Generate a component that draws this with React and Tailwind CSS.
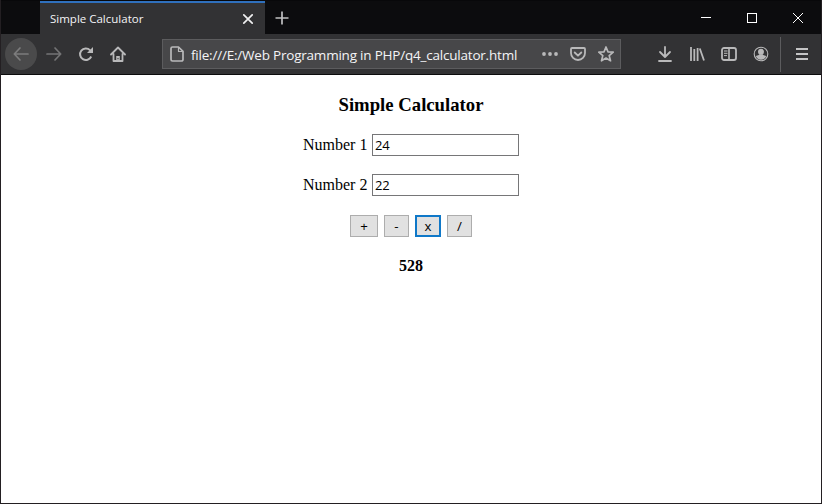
* * * * * * *
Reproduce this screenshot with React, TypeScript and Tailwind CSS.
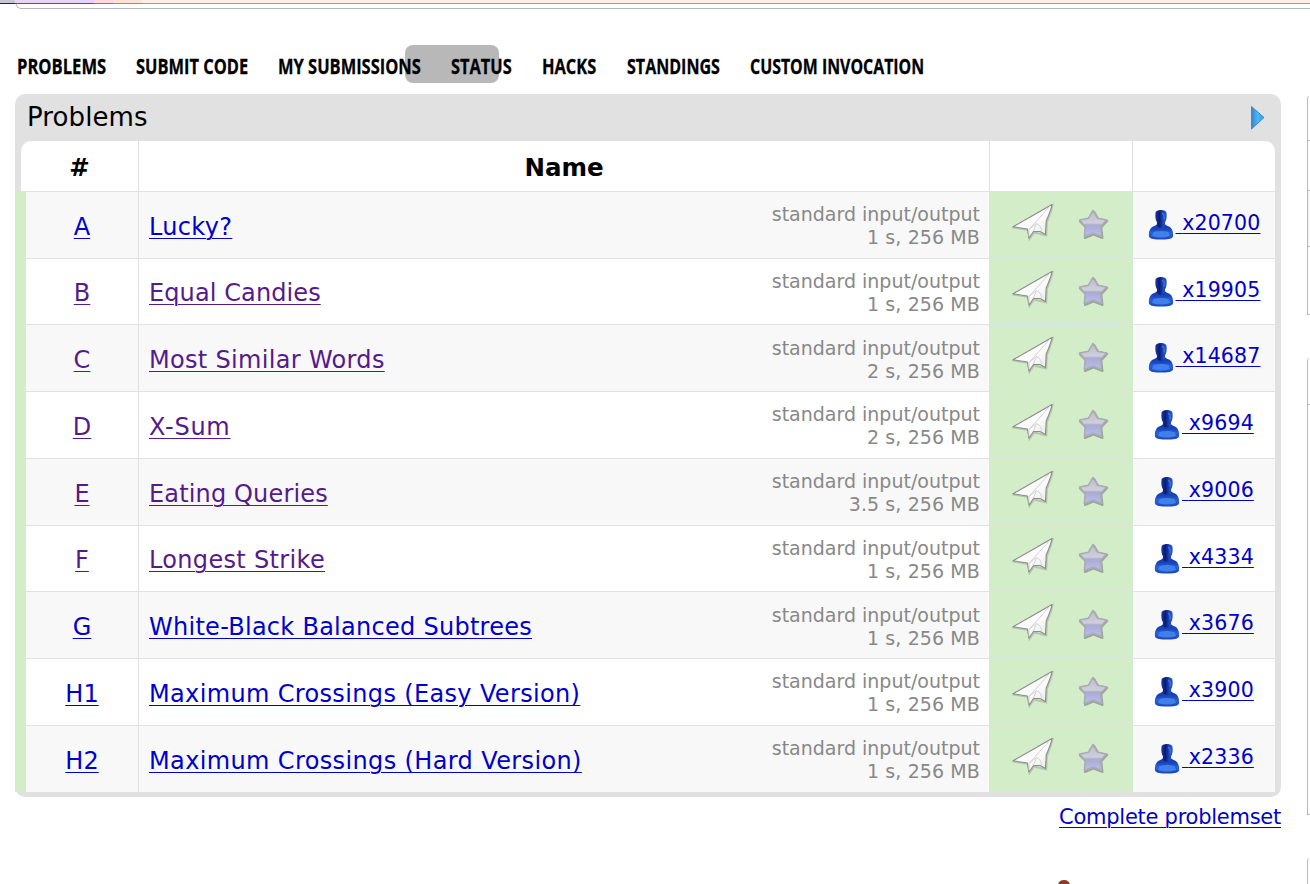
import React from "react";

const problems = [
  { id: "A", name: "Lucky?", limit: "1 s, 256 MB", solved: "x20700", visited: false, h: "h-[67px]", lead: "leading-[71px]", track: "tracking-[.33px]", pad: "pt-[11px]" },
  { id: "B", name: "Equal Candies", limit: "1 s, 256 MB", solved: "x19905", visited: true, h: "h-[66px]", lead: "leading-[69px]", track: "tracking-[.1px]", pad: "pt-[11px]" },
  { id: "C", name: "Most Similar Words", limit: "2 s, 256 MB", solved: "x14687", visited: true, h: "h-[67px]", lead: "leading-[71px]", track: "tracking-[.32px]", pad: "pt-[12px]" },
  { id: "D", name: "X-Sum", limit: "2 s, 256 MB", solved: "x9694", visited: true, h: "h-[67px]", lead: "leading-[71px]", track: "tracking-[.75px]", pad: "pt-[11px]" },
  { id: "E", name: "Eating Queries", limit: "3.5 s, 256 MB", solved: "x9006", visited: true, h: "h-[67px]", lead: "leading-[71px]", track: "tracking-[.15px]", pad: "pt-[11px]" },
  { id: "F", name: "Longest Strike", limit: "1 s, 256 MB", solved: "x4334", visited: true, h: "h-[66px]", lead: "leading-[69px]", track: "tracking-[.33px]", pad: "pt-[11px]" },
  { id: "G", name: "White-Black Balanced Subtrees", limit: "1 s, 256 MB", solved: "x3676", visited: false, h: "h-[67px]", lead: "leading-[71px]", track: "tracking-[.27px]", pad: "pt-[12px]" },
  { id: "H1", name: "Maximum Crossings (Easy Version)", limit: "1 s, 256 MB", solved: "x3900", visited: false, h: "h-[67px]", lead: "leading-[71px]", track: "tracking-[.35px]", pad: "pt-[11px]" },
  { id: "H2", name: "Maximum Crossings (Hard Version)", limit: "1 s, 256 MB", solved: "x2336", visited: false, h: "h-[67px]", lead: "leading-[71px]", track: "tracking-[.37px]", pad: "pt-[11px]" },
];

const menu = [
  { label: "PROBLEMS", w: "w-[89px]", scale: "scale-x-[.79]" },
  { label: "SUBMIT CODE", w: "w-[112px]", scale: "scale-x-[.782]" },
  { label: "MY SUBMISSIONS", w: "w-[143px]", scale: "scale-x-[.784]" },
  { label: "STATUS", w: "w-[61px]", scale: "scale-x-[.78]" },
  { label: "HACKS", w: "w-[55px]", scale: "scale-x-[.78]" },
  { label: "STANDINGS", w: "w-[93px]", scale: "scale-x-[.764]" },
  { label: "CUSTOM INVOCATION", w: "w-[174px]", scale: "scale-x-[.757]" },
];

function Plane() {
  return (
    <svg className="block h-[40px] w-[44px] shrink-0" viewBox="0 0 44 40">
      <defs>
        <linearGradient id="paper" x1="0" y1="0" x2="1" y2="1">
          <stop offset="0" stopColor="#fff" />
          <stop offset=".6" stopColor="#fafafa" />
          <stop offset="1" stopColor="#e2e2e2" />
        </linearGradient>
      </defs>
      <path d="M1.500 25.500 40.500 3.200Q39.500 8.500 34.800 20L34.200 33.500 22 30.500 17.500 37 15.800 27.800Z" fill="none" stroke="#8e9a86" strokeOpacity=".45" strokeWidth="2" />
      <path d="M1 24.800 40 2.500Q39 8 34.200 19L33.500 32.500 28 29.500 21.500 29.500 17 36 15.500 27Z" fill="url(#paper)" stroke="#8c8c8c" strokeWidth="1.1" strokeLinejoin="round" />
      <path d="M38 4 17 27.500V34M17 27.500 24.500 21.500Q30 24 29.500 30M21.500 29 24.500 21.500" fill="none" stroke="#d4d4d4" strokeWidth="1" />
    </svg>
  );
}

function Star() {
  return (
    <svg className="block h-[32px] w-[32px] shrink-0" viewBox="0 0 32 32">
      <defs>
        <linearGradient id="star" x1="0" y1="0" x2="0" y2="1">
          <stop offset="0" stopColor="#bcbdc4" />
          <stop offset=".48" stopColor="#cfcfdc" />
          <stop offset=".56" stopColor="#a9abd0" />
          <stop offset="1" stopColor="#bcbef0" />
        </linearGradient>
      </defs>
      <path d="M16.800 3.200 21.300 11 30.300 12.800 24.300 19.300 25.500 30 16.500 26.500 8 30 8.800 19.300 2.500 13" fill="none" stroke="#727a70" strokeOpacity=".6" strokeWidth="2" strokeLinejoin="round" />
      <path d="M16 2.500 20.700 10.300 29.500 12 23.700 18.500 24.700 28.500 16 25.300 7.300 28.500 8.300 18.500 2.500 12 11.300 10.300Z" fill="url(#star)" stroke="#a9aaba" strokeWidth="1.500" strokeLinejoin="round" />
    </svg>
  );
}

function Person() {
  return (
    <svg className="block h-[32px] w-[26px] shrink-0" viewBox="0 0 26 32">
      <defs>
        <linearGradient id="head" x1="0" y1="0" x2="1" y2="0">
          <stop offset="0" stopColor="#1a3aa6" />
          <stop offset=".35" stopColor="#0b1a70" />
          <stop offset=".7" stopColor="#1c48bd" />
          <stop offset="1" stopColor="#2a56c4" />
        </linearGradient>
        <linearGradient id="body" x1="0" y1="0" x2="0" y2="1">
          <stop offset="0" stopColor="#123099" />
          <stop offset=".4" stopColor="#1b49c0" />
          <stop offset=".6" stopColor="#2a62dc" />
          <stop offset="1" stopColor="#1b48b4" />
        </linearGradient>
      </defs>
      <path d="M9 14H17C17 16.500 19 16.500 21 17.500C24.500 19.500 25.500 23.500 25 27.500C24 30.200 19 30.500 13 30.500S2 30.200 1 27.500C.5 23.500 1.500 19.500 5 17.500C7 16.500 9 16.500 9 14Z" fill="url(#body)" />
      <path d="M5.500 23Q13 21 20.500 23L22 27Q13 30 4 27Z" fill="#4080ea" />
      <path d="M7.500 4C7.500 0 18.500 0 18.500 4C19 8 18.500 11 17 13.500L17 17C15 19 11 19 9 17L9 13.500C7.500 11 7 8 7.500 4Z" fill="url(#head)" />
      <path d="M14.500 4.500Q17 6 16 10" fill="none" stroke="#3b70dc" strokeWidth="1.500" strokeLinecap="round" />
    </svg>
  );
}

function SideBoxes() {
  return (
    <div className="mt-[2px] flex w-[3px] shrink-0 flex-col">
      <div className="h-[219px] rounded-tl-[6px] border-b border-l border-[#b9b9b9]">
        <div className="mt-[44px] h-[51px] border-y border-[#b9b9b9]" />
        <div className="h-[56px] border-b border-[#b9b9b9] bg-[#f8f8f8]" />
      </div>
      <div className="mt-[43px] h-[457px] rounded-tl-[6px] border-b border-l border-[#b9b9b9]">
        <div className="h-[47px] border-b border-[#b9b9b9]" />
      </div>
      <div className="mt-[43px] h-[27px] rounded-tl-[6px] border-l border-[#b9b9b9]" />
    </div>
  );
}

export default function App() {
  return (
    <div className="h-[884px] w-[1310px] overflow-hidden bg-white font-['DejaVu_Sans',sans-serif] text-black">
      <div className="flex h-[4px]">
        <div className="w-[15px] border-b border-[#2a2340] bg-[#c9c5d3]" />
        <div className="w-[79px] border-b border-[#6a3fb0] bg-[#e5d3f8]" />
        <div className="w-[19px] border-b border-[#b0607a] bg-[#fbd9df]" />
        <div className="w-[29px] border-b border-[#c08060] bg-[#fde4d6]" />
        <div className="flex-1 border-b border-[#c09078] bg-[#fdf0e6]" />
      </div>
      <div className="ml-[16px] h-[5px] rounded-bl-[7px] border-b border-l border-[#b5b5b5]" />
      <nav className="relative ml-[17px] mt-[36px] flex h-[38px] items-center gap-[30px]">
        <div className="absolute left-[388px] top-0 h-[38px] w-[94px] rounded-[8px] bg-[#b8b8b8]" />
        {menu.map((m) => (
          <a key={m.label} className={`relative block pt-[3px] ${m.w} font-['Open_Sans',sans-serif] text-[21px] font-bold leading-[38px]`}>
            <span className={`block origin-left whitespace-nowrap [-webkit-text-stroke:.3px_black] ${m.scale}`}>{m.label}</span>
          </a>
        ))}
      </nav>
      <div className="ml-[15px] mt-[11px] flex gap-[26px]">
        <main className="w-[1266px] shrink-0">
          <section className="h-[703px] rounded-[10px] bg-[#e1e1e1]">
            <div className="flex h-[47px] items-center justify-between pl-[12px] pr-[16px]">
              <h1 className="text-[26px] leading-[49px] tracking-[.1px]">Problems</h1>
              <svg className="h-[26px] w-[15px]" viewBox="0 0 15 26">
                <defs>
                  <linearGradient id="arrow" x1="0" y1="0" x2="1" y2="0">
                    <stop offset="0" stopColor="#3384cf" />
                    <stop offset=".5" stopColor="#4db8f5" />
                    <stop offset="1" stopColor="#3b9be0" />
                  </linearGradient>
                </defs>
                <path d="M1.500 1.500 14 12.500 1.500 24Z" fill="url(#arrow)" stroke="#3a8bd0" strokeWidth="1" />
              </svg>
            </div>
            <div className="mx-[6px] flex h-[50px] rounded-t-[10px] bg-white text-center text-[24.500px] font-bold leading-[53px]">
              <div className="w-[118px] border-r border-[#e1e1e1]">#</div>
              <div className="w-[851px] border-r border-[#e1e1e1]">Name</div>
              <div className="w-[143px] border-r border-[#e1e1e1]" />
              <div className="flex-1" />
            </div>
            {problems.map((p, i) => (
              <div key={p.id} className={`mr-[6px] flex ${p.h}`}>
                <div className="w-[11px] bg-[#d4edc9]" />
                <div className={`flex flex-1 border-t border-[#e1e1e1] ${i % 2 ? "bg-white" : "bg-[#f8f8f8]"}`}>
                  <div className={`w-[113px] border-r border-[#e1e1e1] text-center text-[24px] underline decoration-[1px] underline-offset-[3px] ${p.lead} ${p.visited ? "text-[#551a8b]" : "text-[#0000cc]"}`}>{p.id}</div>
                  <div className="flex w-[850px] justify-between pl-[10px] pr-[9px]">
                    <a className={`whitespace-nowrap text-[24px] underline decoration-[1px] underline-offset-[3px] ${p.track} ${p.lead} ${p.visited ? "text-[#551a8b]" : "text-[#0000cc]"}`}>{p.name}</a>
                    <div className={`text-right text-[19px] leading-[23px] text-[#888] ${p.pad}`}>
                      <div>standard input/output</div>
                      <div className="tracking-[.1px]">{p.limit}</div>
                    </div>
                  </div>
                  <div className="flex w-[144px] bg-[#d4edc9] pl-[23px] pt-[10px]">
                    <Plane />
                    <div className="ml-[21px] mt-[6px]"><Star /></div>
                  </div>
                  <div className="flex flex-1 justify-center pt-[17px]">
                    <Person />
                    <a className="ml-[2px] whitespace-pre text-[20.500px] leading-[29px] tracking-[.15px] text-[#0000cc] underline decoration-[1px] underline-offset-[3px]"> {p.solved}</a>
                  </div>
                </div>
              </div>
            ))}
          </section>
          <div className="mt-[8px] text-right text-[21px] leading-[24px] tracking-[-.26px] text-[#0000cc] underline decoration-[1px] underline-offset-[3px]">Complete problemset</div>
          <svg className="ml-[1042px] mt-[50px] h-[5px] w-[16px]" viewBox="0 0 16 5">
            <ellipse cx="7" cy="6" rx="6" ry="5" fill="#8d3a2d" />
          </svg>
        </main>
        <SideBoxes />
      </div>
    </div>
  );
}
* * * * * * *
What you should do:
Find the number of lines in which the word "React" occurs, and write nothing but that number.

Output below:
3